— START —
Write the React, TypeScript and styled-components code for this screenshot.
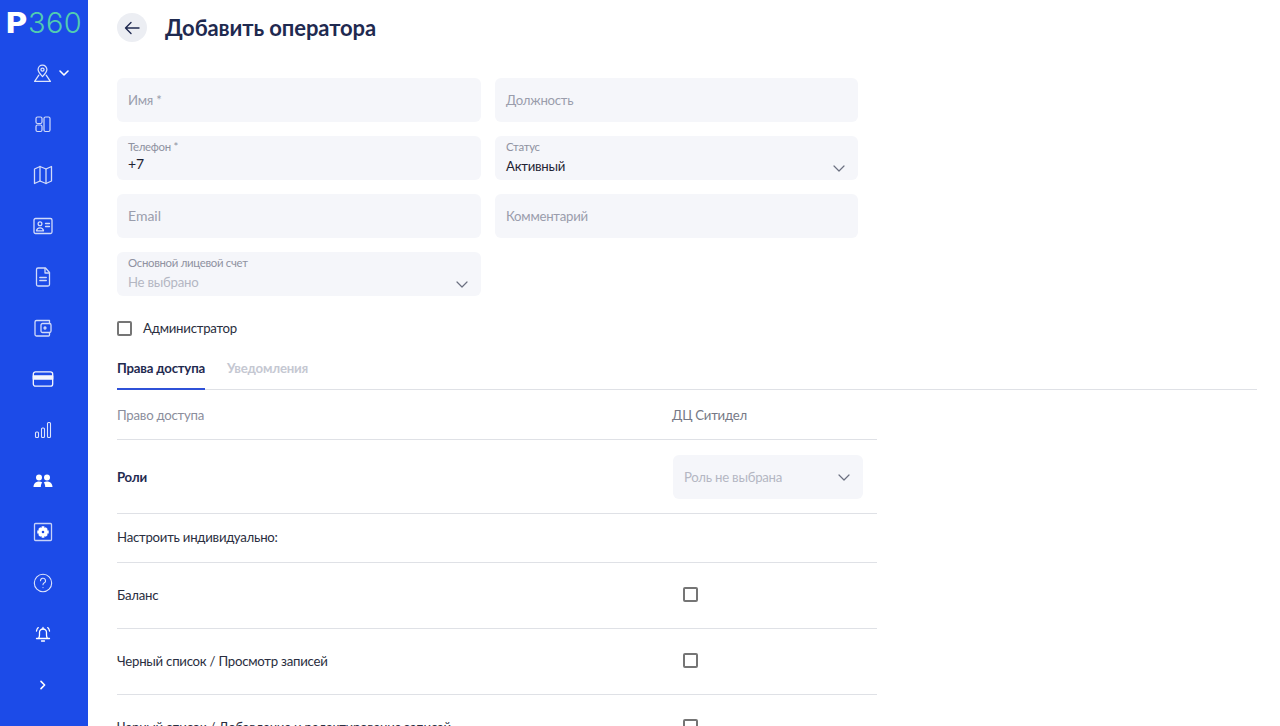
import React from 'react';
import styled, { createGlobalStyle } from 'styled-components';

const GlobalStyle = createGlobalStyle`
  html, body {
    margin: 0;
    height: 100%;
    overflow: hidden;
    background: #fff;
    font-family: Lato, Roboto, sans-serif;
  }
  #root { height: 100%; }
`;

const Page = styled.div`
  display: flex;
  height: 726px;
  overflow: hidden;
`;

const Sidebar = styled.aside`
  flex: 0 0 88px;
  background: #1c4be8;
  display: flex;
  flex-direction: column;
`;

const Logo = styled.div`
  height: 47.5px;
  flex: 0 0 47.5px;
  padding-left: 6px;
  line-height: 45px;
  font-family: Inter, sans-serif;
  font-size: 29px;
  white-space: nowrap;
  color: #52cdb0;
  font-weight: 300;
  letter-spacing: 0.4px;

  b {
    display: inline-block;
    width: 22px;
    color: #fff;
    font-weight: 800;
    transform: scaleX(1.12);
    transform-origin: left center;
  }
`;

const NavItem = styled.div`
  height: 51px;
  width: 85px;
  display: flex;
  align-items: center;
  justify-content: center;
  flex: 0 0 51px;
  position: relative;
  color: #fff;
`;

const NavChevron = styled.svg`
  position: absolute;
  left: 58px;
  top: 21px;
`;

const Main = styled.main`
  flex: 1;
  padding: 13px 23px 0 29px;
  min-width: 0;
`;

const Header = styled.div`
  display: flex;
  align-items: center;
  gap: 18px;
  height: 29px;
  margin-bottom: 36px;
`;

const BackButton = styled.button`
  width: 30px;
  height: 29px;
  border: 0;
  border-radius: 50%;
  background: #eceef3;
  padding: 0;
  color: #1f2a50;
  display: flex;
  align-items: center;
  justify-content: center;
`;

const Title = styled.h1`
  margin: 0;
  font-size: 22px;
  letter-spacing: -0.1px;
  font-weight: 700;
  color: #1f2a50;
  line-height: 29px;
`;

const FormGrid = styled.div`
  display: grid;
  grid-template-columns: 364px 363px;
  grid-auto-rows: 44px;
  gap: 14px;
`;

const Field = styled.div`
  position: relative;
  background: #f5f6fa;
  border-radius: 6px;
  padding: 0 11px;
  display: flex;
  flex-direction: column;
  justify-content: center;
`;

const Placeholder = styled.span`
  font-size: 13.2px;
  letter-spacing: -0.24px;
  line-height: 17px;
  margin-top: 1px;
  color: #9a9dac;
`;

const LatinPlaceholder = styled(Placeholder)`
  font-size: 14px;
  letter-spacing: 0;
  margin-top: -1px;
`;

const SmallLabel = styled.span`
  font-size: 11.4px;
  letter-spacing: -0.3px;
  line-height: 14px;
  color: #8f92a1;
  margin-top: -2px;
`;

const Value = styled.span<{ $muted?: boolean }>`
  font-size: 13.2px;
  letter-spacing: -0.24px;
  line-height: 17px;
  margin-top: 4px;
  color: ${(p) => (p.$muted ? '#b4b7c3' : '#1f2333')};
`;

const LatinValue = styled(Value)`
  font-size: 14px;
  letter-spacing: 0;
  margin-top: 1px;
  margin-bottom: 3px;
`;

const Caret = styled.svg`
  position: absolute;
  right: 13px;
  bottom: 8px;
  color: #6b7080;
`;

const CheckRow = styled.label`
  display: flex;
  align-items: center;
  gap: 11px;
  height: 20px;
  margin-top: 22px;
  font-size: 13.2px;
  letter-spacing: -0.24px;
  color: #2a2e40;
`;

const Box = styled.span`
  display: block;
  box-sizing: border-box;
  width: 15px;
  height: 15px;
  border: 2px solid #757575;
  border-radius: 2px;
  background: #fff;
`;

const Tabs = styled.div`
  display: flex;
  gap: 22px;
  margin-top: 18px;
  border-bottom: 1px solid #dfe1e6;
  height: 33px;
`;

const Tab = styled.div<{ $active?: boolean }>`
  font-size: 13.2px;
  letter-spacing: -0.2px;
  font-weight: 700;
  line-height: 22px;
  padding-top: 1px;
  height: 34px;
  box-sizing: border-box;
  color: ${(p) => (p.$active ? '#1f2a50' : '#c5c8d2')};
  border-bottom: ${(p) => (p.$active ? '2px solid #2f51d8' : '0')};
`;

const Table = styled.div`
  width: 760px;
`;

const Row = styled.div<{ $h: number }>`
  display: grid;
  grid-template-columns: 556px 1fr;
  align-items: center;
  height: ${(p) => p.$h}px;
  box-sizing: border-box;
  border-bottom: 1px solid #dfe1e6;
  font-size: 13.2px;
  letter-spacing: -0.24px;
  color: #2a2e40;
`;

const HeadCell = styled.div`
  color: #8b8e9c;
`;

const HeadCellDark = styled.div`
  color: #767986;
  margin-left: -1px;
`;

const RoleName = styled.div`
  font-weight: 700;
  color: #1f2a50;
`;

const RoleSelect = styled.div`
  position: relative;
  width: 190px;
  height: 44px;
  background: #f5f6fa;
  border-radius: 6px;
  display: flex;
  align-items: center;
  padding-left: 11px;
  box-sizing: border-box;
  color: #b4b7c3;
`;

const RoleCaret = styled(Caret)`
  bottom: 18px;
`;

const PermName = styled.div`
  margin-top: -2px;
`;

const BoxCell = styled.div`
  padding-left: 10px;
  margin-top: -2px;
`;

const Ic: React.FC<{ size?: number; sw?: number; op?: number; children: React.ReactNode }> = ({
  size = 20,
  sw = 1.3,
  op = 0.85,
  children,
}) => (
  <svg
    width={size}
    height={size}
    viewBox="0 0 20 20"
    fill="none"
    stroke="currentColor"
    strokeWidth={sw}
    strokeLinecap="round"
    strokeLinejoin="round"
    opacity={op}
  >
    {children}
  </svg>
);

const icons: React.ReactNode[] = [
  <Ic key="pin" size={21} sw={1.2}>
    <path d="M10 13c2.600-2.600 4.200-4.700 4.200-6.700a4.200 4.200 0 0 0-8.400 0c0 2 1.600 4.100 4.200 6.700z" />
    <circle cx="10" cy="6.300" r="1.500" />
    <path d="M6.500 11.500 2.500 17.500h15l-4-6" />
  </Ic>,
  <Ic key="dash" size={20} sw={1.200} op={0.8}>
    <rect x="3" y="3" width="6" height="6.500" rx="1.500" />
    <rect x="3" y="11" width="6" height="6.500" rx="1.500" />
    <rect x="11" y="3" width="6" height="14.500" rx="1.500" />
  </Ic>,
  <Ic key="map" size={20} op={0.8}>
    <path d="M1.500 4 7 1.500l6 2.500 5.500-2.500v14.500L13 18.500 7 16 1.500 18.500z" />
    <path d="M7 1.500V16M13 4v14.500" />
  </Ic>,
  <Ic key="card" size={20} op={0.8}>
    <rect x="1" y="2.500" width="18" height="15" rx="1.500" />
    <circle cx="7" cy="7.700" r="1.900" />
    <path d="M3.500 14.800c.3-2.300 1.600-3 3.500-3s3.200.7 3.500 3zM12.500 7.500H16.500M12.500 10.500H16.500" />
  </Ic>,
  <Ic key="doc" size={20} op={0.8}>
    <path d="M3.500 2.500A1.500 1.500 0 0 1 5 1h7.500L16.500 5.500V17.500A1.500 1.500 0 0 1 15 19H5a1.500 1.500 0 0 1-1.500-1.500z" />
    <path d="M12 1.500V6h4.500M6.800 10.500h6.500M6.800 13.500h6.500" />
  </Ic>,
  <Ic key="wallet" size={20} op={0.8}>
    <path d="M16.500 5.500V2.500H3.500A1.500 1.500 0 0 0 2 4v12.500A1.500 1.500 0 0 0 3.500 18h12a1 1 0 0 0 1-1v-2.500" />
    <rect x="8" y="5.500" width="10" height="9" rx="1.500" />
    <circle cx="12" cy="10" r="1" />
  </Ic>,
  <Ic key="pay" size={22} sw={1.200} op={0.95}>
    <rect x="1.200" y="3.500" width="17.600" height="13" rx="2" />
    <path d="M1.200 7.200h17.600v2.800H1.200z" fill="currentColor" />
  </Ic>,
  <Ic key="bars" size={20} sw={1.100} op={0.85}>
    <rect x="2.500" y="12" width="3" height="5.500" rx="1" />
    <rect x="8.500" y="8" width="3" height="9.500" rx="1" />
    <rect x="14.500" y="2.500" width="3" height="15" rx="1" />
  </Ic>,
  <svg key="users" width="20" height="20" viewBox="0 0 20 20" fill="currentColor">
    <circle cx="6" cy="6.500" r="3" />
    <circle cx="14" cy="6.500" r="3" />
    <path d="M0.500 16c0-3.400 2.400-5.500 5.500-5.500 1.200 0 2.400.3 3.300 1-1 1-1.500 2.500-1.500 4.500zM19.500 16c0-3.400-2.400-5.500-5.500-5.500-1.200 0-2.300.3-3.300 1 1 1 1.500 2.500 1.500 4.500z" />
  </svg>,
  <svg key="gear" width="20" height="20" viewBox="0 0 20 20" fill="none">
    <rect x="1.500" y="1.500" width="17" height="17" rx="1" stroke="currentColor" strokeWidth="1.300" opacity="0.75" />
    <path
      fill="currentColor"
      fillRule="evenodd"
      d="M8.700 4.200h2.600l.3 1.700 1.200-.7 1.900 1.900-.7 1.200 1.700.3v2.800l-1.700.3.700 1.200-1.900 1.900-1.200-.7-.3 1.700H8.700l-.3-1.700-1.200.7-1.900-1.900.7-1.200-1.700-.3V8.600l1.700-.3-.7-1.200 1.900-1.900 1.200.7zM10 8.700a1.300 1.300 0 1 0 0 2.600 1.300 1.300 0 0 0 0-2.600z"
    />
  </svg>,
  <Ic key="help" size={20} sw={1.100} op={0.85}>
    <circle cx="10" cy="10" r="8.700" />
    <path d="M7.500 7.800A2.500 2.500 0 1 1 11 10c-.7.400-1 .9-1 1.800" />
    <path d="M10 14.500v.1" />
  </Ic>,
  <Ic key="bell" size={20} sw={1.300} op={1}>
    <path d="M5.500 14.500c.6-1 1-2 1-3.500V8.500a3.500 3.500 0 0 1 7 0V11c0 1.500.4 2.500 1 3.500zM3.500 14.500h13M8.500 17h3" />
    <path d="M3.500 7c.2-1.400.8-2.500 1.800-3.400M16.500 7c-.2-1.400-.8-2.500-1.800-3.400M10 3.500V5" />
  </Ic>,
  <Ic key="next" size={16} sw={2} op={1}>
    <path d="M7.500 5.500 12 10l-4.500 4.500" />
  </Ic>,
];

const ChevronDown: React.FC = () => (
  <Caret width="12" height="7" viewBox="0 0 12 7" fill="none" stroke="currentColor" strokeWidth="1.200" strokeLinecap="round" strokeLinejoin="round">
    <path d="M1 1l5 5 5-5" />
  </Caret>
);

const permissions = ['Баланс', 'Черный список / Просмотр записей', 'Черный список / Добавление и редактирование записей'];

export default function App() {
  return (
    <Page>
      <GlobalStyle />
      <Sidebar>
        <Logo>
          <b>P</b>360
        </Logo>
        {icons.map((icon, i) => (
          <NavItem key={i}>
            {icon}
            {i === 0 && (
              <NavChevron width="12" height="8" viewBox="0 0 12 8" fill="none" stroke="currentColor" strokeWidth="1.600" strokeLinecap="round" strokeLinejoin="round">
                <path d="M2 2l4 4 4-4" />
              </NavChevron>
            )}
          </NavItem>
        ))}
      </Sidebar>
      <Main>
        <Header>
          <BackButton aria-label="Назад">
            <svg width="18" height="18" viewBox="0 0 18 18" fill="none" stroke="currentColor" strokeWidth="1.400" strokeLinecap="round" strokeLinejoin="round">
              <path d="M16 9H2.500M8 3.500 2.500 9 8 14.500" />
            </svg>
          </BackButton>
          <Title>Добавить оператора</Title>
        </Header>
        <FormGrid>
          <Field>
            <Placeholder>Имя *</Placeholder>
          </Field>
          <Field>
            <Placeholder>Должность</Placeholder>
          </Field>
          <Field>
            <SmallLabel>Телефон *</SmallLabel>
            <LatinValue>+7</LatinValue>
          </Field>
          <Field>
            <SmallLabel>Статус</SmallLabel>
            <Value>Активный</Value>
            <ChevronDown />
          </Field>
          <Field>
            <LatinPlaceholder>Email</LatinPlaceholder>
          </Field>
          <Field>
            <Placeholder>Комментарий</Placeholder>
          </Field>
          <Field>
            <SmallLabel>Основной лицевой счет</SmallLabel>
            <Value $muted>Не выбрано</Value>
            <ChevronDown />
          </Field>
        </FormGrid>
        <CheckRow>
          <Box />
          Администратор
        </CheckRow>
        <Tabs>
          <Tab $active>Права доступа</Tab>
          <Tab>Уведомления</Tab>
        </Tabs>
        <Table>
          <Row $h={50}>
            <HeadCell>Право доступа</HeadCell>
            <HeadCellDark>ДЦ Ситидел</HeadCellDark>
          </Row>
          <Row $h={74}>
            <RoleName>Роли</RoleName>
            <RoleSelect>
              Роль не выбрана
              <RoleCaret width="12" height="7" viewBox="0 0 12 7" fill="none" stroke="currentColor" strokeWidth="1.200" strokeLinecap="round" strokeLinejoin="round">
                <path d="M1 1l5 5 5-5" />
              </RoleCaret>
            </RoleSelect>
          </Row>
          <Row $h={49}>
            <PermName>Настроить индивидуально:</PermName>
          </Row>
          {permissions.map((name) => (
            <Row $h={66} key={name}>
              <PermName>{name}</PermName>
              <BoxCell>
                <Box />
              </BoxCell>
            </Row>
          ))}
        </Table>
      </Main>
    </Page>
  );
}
— END —
> [INSTRUCTIONS TO FOLLOW] Write out, word for word, the lines from the start of the data through the one holding "letter-spacing: 0.4px;". Omit pictures.

> [CORRECT ANSWER]
Write the React, TypeScript and styled-components code for this screenshot.
import React from 'react';
import styled, { createGlobalStyle } from 'styled-components';

const GlobalStyle = createGlobalStyle`
  html, body {
    margin: 0;
    height: 100%;
    overflow: hidden;
    background: #fff;
    font-family: Lato, Roboto, sans-serif;
  }
  #root { height: 100%; }
`;

const Page = styled.div`
  display: flex;
  height: 726px;
  overflow: hidden;
`;

const Sidebar = styled.aside`
  flex: 0 0 88px;
  background: #1c4be8;
  display: flex;
  flex-direction: column;
`;

const Logo = styled.div`
  height: 47.5px;
  flex: 0 0 47.5px;
  padding-left: 6px;
  line-height: 45px;
  font-family: Inter, sans-serif;
  font-size: 29px;
  white-space: nowrap;
  color: #52cdb0;
  font-weight: 300;
  letter-spacing: 0.4px;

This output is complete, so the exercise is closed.